Mas agora cá estou, afastando as mãos ainda coradas, porém frígidas, de meu abdômen. As unhas roídas denunciam a fragilidade sentida nos últimos dias. Denunciariam, talvez, para um leigo, não a mim, perita naquele corpo. As promessas de parar de roê-las postergadas até ontem – hoje, não as renovaria. Dizem que as unhas dos mortos continuam a crescer ainda, assim como os cabelos. Consternada com o óbvio atraso que aquele cadáver ocasionaria em meu dia, não me resta outra coisa a não ser deixá-lo com aspecto de homem limpo – coisa que, em verdade, nunca foi. Assim, lixo e limpo aquelas unhas imundas e despontadas – tanto as dos pés quanto as das mãos. Uma base traz-lhe de volta a cor às unhas, já arroxeadas pelos inevitáveis efeitos da morte.

Na impossibilidade de movê-lo ao chuveiro, limpo com pano úmido apenas, todas as intricadas curvas daquele corpo. Umbigo, pênis e reentrâncias entre as curvas da barriga merecem atenção especial, pela sujeira acumulada. Retoco o desodorante da axila, apesar de crer que mortos, apesar do cheio ocre, não possui um odor característico desta região. Tesoura em punho, retoco-lhe o corte de cabelo – o qual não mais poderia ser referido como corte, considerando a distância temporal da última vez que aqueles fios viram uma tesoura.

Assim, limpo, em nada lembra o homem que foi. A mim não mais dirige palavras ríspidas, nem sequer palavra alguma.

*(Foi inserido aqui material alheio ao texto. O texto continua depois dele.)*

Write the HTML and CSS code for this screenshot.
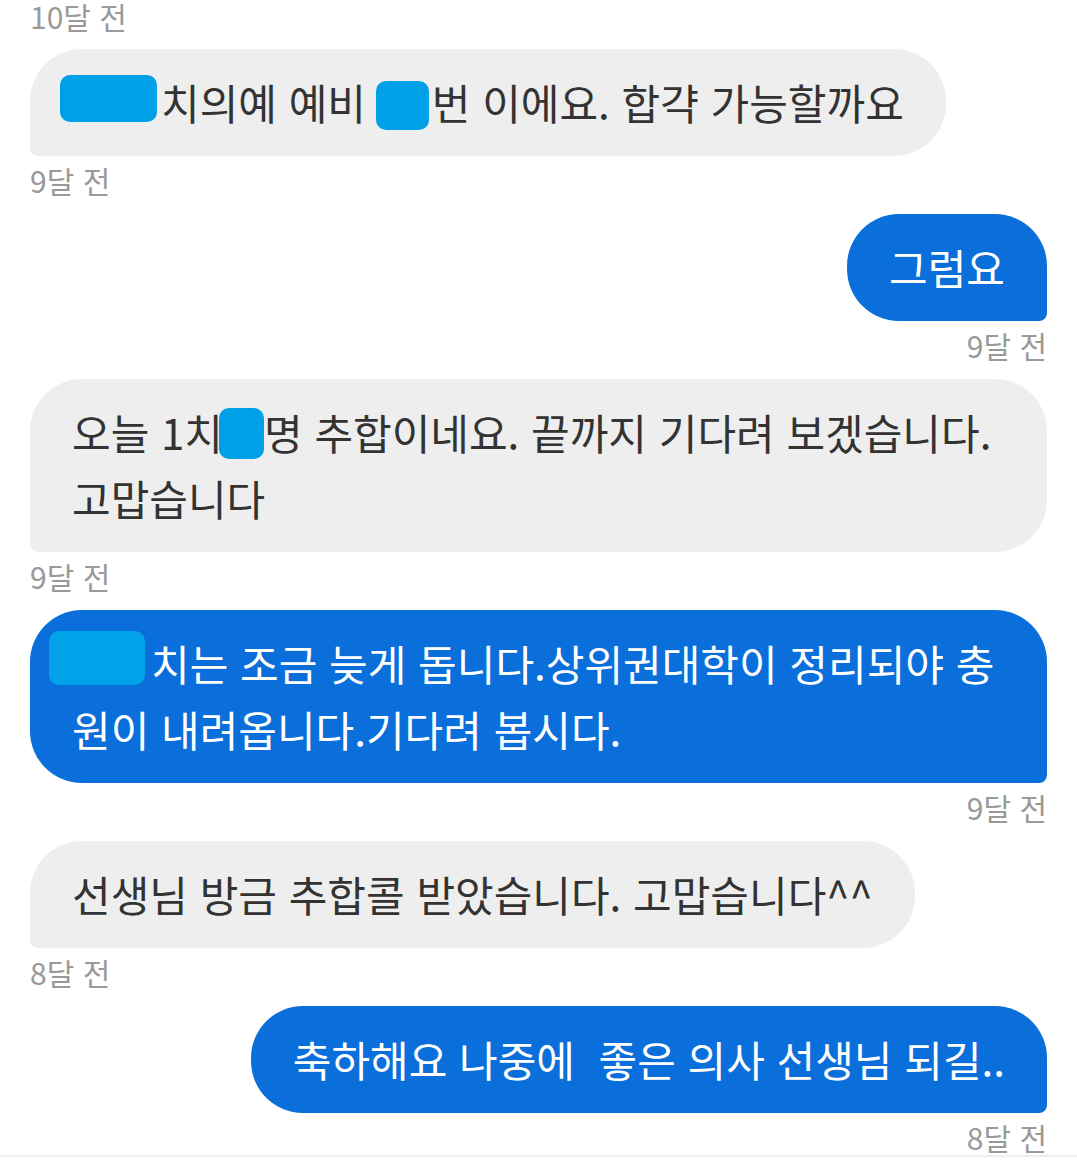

Disco para o hospital e em minutos a ambulância está ali e logo sei que o verei novamente, a mãe em prantos, em seu funeral.

Enquanto me despeço silenciosamente do defunto, tenho uma sensação quase triste que me invade, de que jamais terei tudo. Visto que agora, quando ele finalmente tornou-se o homem que eu sempre quis que fosse, parece tarde demais, e é um carro branco que o leva ao invés de ser trazido pelo famoso cavalo, da mesma cor. Me resta apenas imaginar que as flores no velório são para mim.